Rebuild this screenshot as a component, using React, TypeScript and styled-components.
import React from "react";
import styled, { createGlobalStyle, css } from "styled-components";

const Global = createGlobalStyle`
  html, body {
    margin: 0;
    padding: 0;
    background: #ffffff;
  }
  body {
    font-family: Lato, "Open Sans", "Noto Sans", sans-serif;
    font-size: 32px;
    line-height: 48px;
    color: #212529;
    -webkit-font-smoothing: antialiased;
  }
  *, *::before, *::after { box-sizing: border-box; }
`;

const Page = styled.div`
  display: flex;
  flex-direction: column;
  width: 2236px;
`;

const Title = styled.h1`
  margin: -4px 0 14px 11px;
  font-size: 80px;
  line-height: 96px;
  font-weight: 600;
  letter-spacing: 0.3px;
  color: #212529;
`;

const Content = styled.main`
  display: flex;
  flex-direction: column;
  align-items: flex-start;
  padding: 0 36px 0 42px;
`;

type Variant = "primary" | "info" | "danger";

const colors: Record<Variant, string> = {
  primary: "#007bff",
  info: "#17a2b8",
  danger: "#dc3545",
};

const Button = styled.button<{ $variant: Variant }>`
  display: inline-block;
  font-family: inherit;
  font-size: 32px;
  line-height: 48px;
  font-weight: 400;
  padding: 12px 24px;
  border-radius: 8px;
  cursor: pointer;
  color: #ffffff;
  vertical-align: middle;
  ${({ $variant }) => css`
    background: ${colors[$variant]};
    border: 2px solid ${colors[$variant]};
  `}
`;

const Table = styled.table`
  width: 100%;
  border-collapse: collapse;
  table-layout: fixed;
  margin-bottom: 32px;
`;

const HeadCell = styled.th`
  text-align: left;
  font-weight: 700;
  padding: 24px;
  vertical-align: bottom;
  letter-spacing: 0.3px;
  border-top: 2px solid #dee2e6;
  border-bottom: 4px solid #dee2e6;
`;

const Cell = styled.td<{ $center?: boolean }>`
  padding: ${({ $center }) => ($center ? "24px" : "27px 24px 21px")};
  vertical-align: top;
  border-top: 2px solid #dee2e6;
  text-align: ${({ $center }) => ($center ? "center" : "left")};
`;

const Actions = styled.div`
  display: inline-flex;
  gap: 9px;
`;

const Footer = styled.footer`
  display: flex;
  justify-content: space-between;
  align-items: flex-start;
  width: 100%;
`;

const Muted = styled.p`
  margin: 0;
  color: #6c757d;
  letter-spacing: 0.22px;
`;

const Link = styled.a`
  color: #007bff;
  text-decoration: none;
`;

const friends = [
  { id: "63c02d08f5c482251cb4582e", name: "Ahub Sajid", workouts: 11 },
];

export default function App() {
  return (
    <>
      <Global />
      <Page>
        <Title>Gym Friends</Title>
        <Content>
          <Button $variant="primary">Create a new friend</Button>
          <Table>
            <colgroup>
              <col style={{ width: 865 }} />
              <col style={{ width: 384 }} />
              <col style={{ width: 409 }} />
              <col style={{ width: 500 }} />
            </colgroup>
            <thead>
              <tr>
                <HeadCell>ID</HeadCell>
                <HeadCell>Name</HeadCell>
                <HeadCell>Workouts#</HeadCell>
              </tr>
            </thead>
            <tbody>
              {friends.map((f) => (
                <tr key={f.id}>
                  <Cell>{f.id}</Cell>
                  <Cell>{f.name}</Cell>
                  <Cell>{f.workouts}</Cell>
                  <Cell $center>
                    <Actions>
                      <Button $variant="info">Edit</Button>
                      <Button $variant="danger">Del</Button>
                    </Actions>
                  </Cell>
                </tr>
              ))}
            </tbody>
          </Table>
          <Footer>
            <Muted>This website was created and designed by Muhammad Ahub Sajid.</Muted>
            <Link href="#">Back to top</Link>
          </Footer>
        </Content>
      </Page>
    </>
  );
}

#### [Job]
Write out the data exactly as it stands.

#### [Answer for this exercise]
Rebuild this screenshot as a component, using React, TypeScript and styled-components.
import React from "react";
import styled, { createGlobalStyle, css } from "styled-components";

const Global = createGlobalStyle`
  html, body {
    margin: 0;
    padding: 0;
    background: #ffffff;
  }
  body {
    font-family: Lato, "Open Sans", "Noto Sans", sans-serif;
    font-size: 32px;
    line-height: 48px;
    color: #212529;
    -webkit-font-smoothing: antialiased;
  }
  *, *::before, *::after { box-sizing: border-box; }
`;

const Page = styled.div`
  display: flex;
  flex-direction: column;
  width: 2236px;
`;

const Title = styled.h1`
  margin: -4px 0 14px 11px;
  font-size: 80px;
  line-height: 96px;
  font-weight: 600;
  letter-spacing: 0.3px;
  color: #212529;
`;

const Content = styled.main`
  display: flex;
  flex-direction: column;
  align-items: flex-start;
  padding: 0 36px 0 42px;
`;

type Variant = "primary" | "info" | "danger";

const colors: Record<Variant, string> = {
  primary: "#007bff",
  info: "#17a2b8",
  danger: "#dc3545",
};

const Button = styled.button<{ $variant: Variant }>`
  display: inline-block;
  font-family: inherit;
  font-size: 32px;
  line-height: 48px;
  font-weight: 400;
  padding: 12px 24px;
  border-radius: 8px;
  cursor: pointer;
  color: #ffffff;
  vertical-align: middle;
  ${({ $variant }) => css`
    background: ${colors[$variant]};
    border: 2px solid ${colors[$variant]};
  `}
`;

const Table = styled.table`
  width: 100%;
  border-collapse: collapse;
  table-layout: fixed;
  margin-bottom: 32px;
`;

const HeadCell = styled.th`
  text-align: left;
  font-weight: 700;
  padding: 24px;
  vertical-align: bottom;
  letter-spacing: 0.3px;
  border-top: 2px solid #dee2e6;
  border-bottom: 4px solid #dee2e6;
`;

const Cell = styled.td<{ $center?: boolean }>`
  padding: ${({ $center }) => ($center ? "24px" : "27px 24px 21px")};
  vertical-align: top;
  border-top: 2px solid #dee2e6;
  text-align: ${({ $center }) => ($center ? "center" : "left")};
`;

const Actions = styled.div`
  display: inline-flex;
  gap: 9px;
`;

const Footer = styled.footer`
  display: flex;
  justify-content: space-between;
  align-items: flex-start;
  width: 100%;
`;

const Muted = styled.p`
  margin: 0;
  color: #6c757d;
  letter-spacing: 0.22px;
`;

const Link = styled.a`
  color: #007bff;
  text-decoration: none;
`;

const friends = [
  { id: "63c02d08f5c482251cb4582e", name: "Ahub Sajid", workouts: 11 },
];

export default function App() {
  return (
    <>
      <Global />
      <Page>
        <Title>Gym Friends</Title>
        <Content>
          <Button $variant="primary">Create a new friend</Button>
          <Table>
            <colgroup>
              <col style={{ width: 865 }} />
              <col style={{ width: 384 }} />
              <col style={{ width: 409 }} />
              <col style={{ width: 500 }} />
            </colgroup>
            <thead>
              <tr>
                <HeadCell>ID</HeadCell>
                <HeadCell>Name</HeadCell>
                <HeadCell>Workouts#</HeadCell>
              </tr>
            </thead>
            <tbody>
              {friends.map((f) => (
                <tr key={f.id}>
                  <Cell>{f.id}</Cell>
                  <Cell>{f.name}</Cell>
                  <Cell>{f.workouts}</Cell>
                  <Cell $center>
                    <Actions>
                      <Button $variant="info">Edit</Button>
                      <Button $variant="danger">Del</Button>
                    </Actions>
                  </Cell>
                </tr>
              ))}
            </tbody>
          </Table>
          <Footer>
            <Muted>This website was created and designed by Muhammad Ahub Sajid.</Muted>
            <Link href="#">Back to top</Link>
          </Footer>
        </Content>
      </Page>
    </>
  );
}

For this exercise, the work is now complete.